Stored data
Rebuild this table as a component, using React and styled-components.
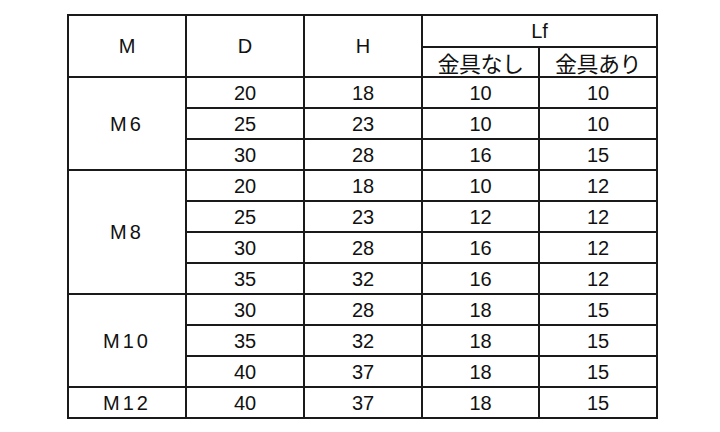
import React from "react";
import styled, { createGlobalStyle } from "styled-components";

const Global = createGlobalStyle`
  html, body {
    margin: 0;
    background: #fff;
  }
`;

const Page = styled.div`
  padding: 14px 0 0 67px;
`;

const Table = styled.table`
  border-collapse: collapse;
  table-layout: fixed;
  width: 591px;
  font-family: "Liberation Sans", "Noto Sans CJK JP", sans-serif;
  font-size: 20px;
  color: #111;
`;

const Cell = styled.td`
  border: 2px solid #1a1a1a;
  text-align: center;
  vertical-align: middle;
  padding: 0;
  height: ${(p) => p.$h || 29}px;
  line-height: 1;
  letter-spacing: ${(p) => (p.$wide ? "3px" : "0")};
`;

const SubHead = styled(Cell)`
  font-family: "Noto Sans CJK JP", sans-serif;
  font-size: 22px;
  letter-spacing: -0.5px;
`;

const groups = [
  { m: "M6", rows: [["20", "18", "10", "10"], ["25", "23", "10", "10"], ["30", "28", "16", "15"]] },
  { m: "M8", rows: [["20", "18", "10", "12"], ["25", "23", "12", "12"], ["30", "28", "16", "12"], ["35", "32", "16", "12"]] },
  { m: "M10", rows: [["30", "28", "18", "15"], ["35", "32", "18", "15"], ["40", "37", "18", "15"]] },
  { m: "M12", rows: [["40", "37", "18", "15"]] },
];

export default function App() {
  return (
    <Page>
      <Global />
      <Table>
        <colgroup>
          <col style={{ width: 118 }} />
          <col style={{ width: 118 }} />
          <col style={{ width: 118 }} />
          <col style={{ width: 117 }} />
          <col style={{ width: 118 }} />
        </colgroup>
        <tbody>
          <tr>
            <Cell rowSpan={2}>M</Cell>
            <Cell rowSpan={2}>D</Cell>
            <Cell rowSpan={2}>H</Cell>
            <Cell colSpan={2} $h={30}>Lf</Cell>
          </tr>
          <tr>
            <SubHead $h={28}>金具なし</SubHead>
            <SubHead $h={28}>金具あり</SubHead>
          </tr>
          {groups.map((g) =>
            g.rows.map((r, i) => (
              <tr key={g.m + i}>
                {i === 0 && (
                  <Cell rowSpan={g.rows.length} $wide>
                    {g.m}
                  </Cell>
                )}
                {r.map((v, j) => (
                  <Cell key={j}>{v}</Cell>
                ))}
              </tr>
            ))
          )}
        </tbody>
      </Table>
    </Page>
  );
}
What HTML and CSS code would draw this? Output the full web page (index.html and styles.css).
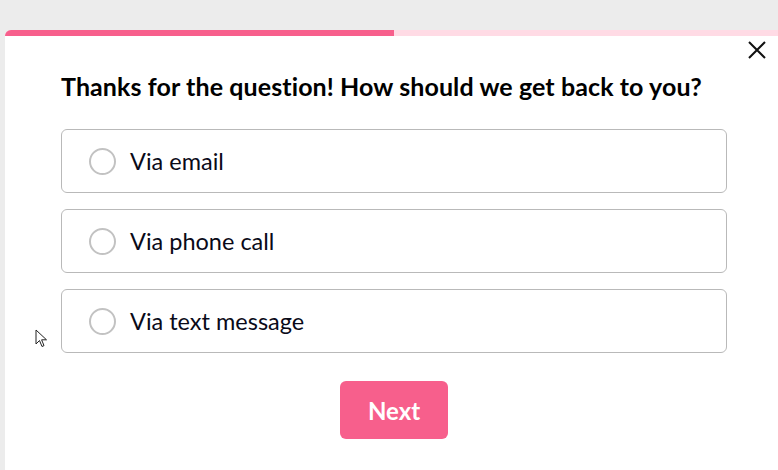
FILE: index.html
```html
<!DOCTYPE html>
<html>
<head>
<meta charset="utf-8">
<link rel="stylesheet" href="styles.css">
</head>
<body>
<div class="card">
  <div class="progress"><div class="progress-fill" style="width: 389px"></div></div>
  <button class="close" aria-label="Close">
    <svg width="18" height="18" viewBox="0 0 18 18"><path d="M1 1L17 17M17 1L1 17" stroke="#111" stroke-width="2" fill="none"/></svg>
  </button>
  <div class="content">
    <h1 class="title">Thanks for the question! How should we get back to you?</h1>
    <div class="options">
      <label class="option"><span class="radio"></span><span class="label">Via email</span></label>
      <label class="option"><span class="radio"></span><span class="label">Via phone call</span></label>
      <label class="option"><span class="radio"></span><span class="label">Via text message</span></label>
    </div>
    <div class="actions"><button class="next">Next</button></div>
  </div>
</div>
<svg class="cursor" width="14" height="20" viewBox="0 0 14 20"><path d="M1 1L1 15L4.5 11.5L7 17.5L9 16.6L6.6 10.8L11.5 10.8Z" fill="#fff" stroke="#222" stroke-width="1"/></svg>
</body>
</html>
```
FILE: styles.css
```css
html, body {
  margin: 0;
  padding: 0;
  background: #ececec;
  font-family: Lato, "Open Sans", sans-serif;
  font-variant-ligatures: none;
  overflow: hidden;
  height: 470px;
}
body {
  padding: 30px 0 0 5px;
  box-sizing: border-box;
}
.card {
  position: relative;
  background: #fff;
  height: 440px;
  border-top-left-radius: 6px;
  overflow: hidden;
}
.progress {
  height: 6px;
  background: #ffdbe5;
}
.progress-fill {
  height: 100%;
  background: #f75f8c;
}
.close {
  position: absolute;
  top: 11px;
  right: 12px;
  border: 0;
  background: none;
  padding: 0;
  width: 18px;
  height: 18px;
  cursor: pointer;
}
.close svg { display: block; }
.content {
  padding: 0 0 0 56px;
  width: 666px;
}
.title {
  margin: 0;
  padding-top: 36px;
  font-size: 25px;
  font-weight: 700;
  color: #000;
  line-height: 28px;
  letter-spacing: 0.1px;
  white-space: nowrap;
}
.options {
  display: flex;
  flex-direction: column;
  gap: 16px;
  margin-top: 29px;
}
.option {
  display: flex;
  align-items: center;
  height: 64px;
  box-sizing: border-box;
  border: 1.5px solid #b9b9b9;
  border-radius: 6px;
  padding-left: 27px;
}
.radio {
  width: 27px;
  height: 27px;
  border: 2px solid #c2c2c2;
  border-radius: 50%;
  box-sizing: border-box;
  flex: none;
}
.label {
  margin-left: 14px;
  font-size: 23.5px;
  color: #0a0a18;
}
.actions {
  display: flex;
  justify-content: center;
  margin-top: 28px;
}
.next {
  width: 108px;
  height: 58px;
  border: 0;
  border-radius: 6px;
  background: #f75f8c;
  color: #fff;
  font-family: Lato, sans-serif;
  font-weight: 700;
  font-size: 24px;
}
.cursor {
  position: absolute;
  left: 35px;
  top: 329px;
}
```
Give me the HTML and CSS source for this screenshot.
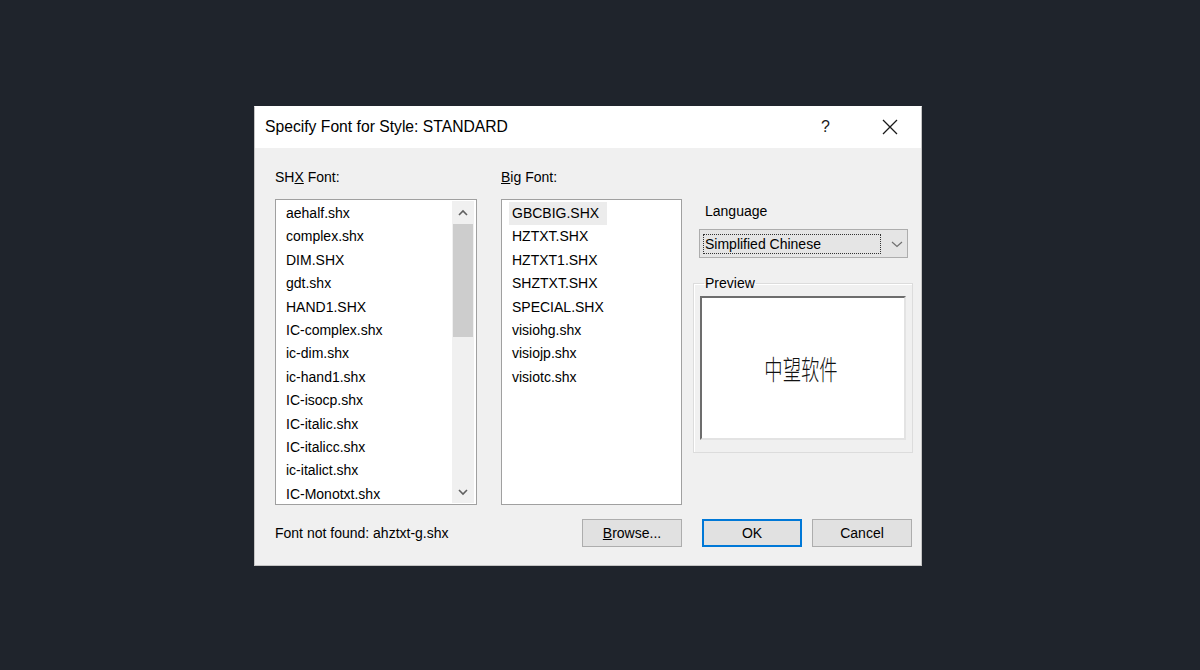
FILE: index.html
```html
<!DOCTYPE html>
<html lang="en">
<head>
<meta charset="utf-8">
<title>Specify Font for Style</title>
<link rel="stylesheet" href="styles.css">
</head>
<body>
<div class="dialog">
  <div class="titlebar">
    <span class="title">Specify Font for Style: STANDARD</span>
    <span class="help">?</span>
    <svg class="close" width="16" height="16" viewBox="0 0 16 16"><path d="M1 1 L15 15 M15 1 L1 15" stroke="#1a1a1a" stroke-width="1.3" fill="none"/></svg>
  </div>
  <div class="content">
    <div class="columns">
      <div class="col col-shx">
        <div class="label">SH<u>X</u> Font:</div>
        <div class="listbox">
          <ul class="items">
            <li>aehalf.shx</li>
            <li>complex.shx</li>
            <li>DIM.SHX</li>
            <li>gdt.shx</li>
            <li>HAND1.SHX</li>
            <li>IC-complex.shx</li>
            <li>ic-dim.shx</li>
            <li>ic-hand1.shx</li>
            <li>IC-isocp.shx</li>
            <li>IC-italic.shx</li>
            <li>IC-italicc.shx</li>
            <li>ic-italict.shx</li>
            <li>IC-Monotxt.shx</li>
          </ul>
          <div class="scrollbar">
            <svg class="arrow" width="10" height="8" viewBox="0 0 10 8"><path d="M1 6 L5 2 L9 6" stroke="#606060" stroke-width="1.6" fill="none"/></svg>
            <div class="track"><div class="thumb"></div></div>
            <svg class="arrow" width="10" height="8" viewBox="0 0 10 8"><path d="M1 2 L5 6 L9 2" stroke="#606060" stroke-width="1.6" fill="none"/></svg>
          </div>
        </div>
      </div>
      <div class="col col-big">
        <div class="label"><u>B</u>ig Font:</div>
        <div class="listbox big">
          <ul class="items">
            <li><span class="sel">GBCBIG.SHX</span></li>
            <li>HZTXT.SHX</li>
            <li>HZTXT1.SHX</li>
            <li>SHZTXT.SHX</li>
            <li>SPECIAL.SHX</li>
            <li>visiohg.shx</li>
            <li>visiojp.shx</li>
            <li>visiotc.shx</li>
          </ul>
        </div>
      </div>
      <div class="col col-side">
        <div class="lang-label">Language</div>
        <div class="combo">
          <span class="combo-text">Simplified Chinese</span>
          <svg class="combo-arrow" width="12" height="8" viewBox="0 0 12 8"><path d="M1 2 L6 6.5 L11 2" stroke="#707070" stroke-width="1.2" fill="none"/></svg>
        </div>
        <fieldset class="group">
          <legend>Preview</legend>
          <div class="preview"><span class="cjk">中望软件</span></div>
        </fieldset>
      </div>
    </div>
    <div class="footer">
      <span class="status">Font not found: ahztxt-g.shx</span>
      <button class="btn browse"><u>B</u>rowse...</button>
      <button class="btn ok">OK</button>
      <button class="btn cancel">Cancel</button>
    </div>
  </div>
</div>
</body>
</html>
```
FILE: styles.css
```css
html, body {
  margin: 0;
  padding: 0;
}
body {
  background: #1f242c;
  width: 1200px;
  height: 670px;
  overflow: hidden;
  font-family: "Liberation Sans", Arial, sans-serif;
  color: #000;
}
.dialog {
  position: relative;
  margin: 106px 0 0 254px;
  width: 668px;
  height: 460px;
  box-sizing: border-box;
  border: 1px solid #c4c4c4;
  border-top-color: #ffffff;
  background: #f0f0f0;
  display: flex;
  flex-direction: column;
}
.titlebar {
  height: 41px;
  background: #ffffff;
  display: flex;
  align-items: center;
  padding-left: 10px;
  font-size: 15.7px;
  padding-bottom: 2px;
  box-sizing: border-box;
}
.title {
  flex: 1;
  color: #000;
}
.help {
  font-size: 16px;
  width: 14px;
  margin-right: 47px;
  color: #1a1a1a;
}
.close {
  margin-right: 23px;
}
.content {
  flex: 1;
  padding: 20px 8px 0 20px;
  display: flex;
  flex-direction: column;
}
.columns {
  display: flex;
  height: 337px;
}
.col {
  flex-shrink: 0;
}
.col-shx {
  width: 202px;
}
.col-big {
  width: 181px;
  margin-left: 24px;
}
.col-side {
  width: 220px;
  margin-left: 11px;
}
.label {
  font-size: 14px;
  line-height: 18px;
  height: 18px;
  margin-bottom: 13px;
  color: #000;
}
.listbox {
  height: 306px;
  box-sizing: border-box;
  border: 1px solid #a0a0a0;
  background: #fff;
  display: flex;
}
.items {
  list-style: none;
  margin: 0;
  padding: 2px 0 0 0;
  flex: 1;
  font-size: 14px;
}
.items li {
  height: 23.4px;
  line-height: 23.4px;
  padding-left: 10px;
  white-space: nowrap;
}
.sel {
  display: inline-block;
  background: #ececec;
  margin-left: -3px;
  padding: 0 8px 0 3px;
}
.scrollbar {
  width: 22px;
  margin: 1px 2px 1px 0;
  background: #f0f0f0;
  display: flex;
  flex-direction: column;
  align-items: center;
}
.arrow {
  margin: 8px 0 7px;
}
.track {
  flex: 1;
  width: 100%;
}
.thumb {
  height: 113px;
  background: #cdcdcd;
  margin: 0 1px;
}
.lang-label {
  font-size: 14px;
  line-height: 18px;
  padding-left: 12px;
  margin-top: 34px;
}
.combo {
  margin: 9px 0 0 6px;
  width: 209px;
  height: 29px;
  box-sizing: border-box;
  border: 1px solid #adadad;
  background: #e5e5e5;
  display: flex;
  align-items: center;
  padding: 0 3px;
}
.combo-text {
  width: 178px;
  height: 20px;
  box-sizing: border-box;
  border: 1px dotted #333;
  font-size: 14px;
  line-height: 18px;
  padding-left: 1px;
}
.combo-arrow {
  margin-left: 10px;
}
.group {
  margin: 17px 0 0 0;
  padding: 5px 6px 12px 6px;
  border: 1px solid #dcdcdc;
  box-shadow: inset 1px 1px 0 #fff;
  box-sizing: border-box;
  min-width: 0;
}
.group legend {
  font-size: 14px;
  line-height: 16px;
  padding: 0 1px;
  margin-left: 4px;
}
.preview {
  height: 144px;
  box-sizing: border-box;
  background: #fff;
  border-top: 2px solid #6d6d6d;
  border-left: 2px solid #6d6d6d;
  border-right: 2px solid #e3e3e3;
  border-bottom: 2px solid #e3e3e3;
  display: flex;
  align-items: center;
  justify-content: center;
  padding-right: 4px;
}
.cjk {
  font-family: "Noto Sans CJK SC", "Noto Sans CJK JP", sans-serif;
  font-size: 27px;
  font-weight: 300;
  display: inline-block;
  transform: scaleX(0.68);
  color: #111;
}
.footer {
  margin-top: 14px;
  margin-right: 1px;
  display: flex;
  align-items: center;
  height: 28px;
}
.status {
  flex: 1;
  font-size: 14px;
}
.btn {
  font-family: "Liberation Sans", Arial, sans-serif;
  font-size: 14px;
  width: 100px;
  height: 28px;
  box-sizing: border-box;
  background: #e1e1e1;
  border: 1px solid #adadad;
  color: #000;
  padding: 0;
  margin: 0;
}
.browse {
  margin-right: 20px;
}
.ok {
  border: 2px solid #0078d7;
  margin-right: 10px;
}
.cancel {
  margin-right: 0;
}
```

WORK TO DO
Your task is to gather every line with the word "React" and copy it.

TASK RESULT
Rebuild this table as a component, using React and styled-components.
import React from "react";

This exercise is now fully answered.